* _Data lines_

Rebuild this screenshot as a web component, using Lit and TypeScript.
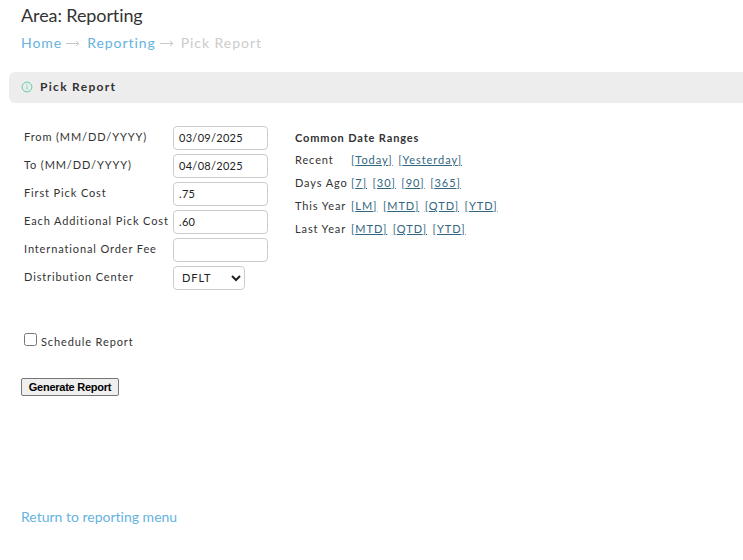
import { LitElement, css, html } from "lit";
import { customElement, state } from "lit/decorators.js";

interface Field {
  name: string;
  label: string;
  value: string;
}

interface DateRange {
  label: string;
  links: string[];
}

@customElement("date-ranges")
export class DateRanges extends LitElement {
  private ranges: DateRange[] = [
    { label: "Recent", links: ["Today", "Yesterday"] },
    { label: "Days Ago", links: ["7", "30", "90", "365"] },
    { label: "This Year", links: ["LM", "MTD", "QTD", "YTD"] },
    { label: "Last Year", links: ["MTD", "QTD", "YTD"] },
  ];

  render() {
    return html`
      <div class="title">Common Date Ranges</div>
      ${this.ranges.map(
        (range) => html`
          <div class="row">
            <span class="label">${range.label}</span>
            ${range.links.map((link) => html`<a class="link" href="#">[${link}]</a>`)}
          </div>
        `
      )}
    `;
  }

  static styles = css`
    :host {
      display: block;
    }
    .title {
      font-weight: 700;
      height: 21px;
      line-height: 22px;
      letter-spacing: 0.87px;
    }
    .row {
      display: flex;
      height: 23px;
      line-height: 23px;
      white-space: nowrap;
    }
    .label {
      width: 56px;
      flex: none;
    }
    .link {
      color: #336680;
      margin-right: 5.5px;
      letter-spacing: 0.95px;
      text-decoration: underline;
    }
  `;
}

@customElement("app-root")
export class AppRoot extends LitElement {
  @state()
  private fields: Field[] = [
    { name: "from", label: "From (MM/DD/YYYY)", value: "03/09/2025" },
    { name: "to", label: "To (MM/DD/YYYY)", value: "04/08/2025" },
    { name: "first", label: "First Pick Cost", value: ".75" },
    { name: "additional", label: "Each Additional Pick Cost", value: ".60" },
    { name: "international", label: "International Order Fee", value: "" },
  ];

  render() {
    return html`
      <h1 class="area">Area: Reporting</h1>
      <nav class="crumbs">
        <a class="crumb" href="#">Home</a>
        ${this._arrow()}
        <a class="crumb" href="#">Reporting</a>
        ${this._arrow()}
        <span>Pick Report</span>
      </nav>
      <div class="bar">
        <svg class="info" width="12" height="12" viewBox="0 0 12 12">
          <circle cx="6" cy="6" r="4.9" fill="none" stroke="#62cda2"></circle>
          <path d="M6 3V4.2M6 5V8.6" fill="none" stroke="#7dd3ad"></path>
        </svg>
        <span>Pick Report</span>
      </div>
      <form class="form">
        <div class="fields">
          ${this.fields.map(
            (field) => html`
              <label class="label" for=${field.name}>${field.label}</label>
              <input class="input" id=${field.name} type="text" .value=${field.value} />
            `
          )}
          <label class="label" for="center">Distribution Center</label>
          <select class="select" id="center">
            <option>DFLT</option>
          </select>
        </div>
        <date-ranges class="ranges"></date-ranges>
      </form>
      <label class="schedule">
        <input class="check" type="checkbox" />
        <span class="check-text">Schedule Report</span>
      </label>
      <button class="generate" type="button">Generate Report</button>
      <a class="return" href="#">Return to reporting menu</a>
    `;
  }

  _arrow() {
    return html`
      <svg class="arrow" width="14" height="8" viewBox="0 0 14 8">
        <path d="M0 4.5H13M10 2L13 4.5L10 7" fill="none" stroke="#c8c8c8"></path>
      </svg>
    `;
  }

  static styles = css`
    :host {
      display: flex;
      flex-direction: column;
      align-items: flex-start;
      box-sizing: border-box;
      height: 560px;
      overflow: hidden;
      background: #fff;
      color: #333;
      font-family: Lato, sans-serif;
      font-size: 11px;
      font-variant-ligatures: none;
      letter-spacing: 0.88px;
    }
    a {
      color: #66b3e0;
      text-decoration: none;
    }
    .area {
      margin: 3px 0 0 21px;
      font-size: 18px;
      font-weight: 400;
      line-height: 24px;
      letter-spacing: -0.1px;
    }
    .crumbs {
      display: flex;
      align-items: center;
      margin: 6px 0 0 21px;
      height: 20px;
      font-size: 14px;
      line-height: 20px;
      letter-spacing: 0.95px;
      color: #ccc;
    }
    .arrow {
      margin: 0 7px 0 4px;
    }
    .bar {
      display: flex;
      align-items: center;
      box-sizing: border-box;
      width: 740px;
      height: 31px;
      margin: 19px 0 0 9px;
      padding: 0 0 2px 12px;
      border-radius: 6px;
      background: #ededed;
      font-size: 12px;
      font-weight: 700;
      letter-spacing: 1.3px;
    }
    .info {
      margin-right: 7px;
    }
    .form {
      display: flex;
      margin: 23px 0 0 24px;
    }
    .fields {
      display: grid;
      grid-template-columns: 149px 95px;
      grid-auto-rows: 24px;
      row-gap: 4px;
    }
    .label {
      line-height: 22px;
      white-space: nowrap;
    }
    .input,
    .select {
      box-sizing: border-box;
      height: 24px;
      margin: 0;
      border: 1px solid #ccc;
      border-radius: 4px;
      background: #fff;
      color: #222;
      font-family: Lato, sans-serif;
      font-size: 11px;
      letter-spacing: 0.3px;
    }
    .input {
      width: 95px;
      padding: 0 5px 1px;
    }
    .select {
      width: 72px;
      padding: 0 4px 1px;
      letter-spacing: 0.9px;
    }
    .ranges {
      margin: 1px 0 0 27px;
    }
    .schedule {
      display: flex;
      margin: 43px 0 0 24px;
      height: 18px;
    }
    .check {
      width: 13px;
      height: 13px;
      margin: 0 4px 0 0;
    }
    .check-text {
      line-height: 18px;
    }
    .generate {
      box-sizing: border-box;
      width: 98px;
      height: 18px;
      margin: 27px 0 0 21px;
      padding: 0;
      border: 1px solid #767676;
      border-radius: 2px;
      background: #efefef;
      color: #000;
      font: 700 11px "Liberation Sans", sans-serif;
      letter-spacing: -0.25px;
    }
    .return {
      margin: 111px 0 0 21px;
      font-size: 14px;
      line-height: 20px;
      letter-spacing: 0;
    }
  `;
}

* _Work instructions_
The listing above needs to be output again exactly. Don't include the pictures.

* _Solution to the exercise_
Rebuild this screenshot as a web component, using Lit and TypeScript.
import { LitElement, css, html } from "lit";
import { customElement, state } from "lit/decorators.js";

interface Field {
  name: string;
  label: string;
  value: string;
}

interface DateRange {
  label: string;
  links: string[];
}

@customElement("date-ranges")
export class DateRanges extends LitElement {
  private ranges: DateRange[] = [
    { label: "Recent", links: ["Today", "Yesterday"] },
    { label: "Days Ago", links: ["7", "30", "90", "365"] },
    { label: "This Year", links: ["LM", "MTD", "QTD", "YTD"] },
    { label: "Last Year", links: ["MTD", "QTD", "YTD"] },
  ];

  render() {
    return html`
      <div class="title">Common Date Ranges</div>
      ${this.ranges.map(
        (range) => html`
          <div class="row">
            <span class="label">${range.label}</span>
            ${range.links.map((link) => html`<a class="link" href="#">[${link}]</a>`)}
          </div>
        `
      )}
    `;
  }

  static styles = css`
    :host {
      display: block;
    }
    .title {
      font-weight: 700;
      height: 21px;
      line-height: 22px;
      letter-spacing: 0.87px;
    }
    .row {
      display: flex;
      height: 23px;
      line-height: 23px;
      white-space: nowrap;
    }
    .label {
      width: 56px;
      flex: none;
    }
    .link {
      color: #336680;
      margin-right: 5.5px;
      letter-spacing: 0.95px;
      text-decoration: underline;
    }
  `;
}

@customElement("app-root")
export class AppRoot extends LitElement {
  @state()
  private fields: Field[] = [
    { name: "from", label: "From (MM/DD/YYYY)", value: "03/09/2025" },
    { name: "to", label: "To (MM/DD/YYYY)", value: "04/08/2025" },
    { name: "first", label: "First Pick Cost", value: ".75" },
    { name: "additional", label: "Each Additional Pick Cost", value: ".60" },
    { name: "international", label: "International Order Fee", value: "" },
  ];

  render() {
    return html`
      <h1 class="area">Area: Reporting</h1>
      <nav class="crumbs">
        <a class="crumb" href="#">Home</a>
        ${this._arrow()}
        <a class="crumb" href="#">Reporting</a>
        ${this._arrow()}
        <span>Pick Report</span>
      </nav>
      <div class="bar">
        <svg class="info" width="12" height="12" viewBox="0 0 12 12">
          <circle cx="6" cy="6" r="4.9" fill="none" stroke="#62cda2"></circle>
          <path d="M6 3V4.2M6 5V8.6" fill="none" stroke="#7dd3ad"></path>
        </svg>
        <span>Pick Report</span>
      </div>
      <form class="form">
        <div class="fields">
          ${this.fields.map(
            (field) => html`
              <label class="label" for=${field.name}>${field.label}</label>
              <input class="input" id=${field.name} type="text" .value=${field.value} />
            `
          )}
          <label class="label" for="center">Distribution Center</label>
          <select class="select" id="center">
            <option>DFLT</option>
          </select>
        </div>
        <date-ranges class="ranges"></date-ranges>
      </form>
      <label class="schedule">
        <input class="check" type="checkbox" />
        <span class="check-text">Schedule Report</span>
      </label>
      <button class="generate" type="button">Generate Report</button>
      <a class="return" href="#">Return to reporting menu</a>
    `;
  }

  _arrow() {
    return html`
      <svg class="arrow" width="14" height="8" viewBox="0 0 14 8">
        <path d="M0 4.5H13M10 2L13 4.5L10 7" fill="none" stroke="#c8c8c8"></path>
      </svg>
    `;
  }

  static styles = css`
    :host {
      display: flex;
      flex-direction: column;
      align-items: flex-start;
      box-sizing: border-box;
      height: 560px;
      overflow: hidden;
      background: #fff;
      color: #333;
      font-family: Lato, sans-serif;
      font-size: 11px;
      font-variant-ligatures: none;
      letter-spacing: 0.88px;
    }
    a {
      color: #66b3e0;
      text-decoration: none;
    }
    .area {
      margin: 3px 0 0 21px;
      font-size: 18px;
      font-weight: 400;
      line-height: 24px;
      letter-spacing: -0.1px;
    }
    .crumbs {
      display: flex;
      align-items: center;
      margin: 6px 0 0 21px;
      height: 20px;
      font-size: 14px;
      line-height: 20px;
      letter-spacing: 0.95px;
      color: #ccc;
    }
    .arrow {
      margin: 0 7px 0 4px;
    }
    .bar {
      display: flex;
      align-items: center;
      box-sizing: border-box;
      width: 740px;
      height: 31px;
      margin: 19px 0 0 9px;
      padding: 0 0 2px 12px;
      border-radius: 6px;
      background: #ededed;
      font-size: 12px;
      font-weight: 700;
      letter-spacing: 1.3px;
    }
    .info {
      margin-right: 7px;
    }
    .form {
      display: flex;
      margin: 23px 0 0 24px;
    }
    .fields {
      display: grid;
      grid-template-columns: 149px 95px;
      grid-auto-rows: 24px;
      row-gap: 4px;
    }
    .label {
      line-height: 22px;
      white-space: nowrap;
    }
    .input,
    .select {
      box-sizing: border-box;
      height: 24px;
      margin: 0;
      border: 1px solid #ccc;
      border-radius: 4px;
      background: #fff;
      color: #222;
      font-family: Lato, sans-serif;
      font-size: 11px;
      letter-spacing: 0.3px;
    }
    .input {
      width: 95px;
      padding: 0 5px 1px;
    }
    .select {
      width: 72px;
      padding: 0 4px 1px;
      letter-spacing: 0.9px;
    }
    .ranges {
      margin: 1px 0 0 27px;
    }
    .schedule {
      display: flex;
      margin: 43px 0 0 24px;
      height: 18px;
    }
    .check {
      width: 13px;
      height: 13px;
      margin: 0 4px 0 0;
    }
    .check-text {
      line-height: 18px;
    }
    .generate {
      box-sizing: border-box;
      width: 98px;
      height: 18px;
      margin: 27px 0 0 21px;
      padding: 0;
      border: 1px solid #767676;
      border-radius: 2px;
      background: #efefef;
      color: #000;
      font: 700 11px "Liberation Sans", sans-serif;
      letter-spacing: -0.25px;
    }
    .return {
      margin: 111px 0 0 21px;
      font-size: 14px;
      line-height: 20px;
      letter-spacing: 0;
    }
  `;
}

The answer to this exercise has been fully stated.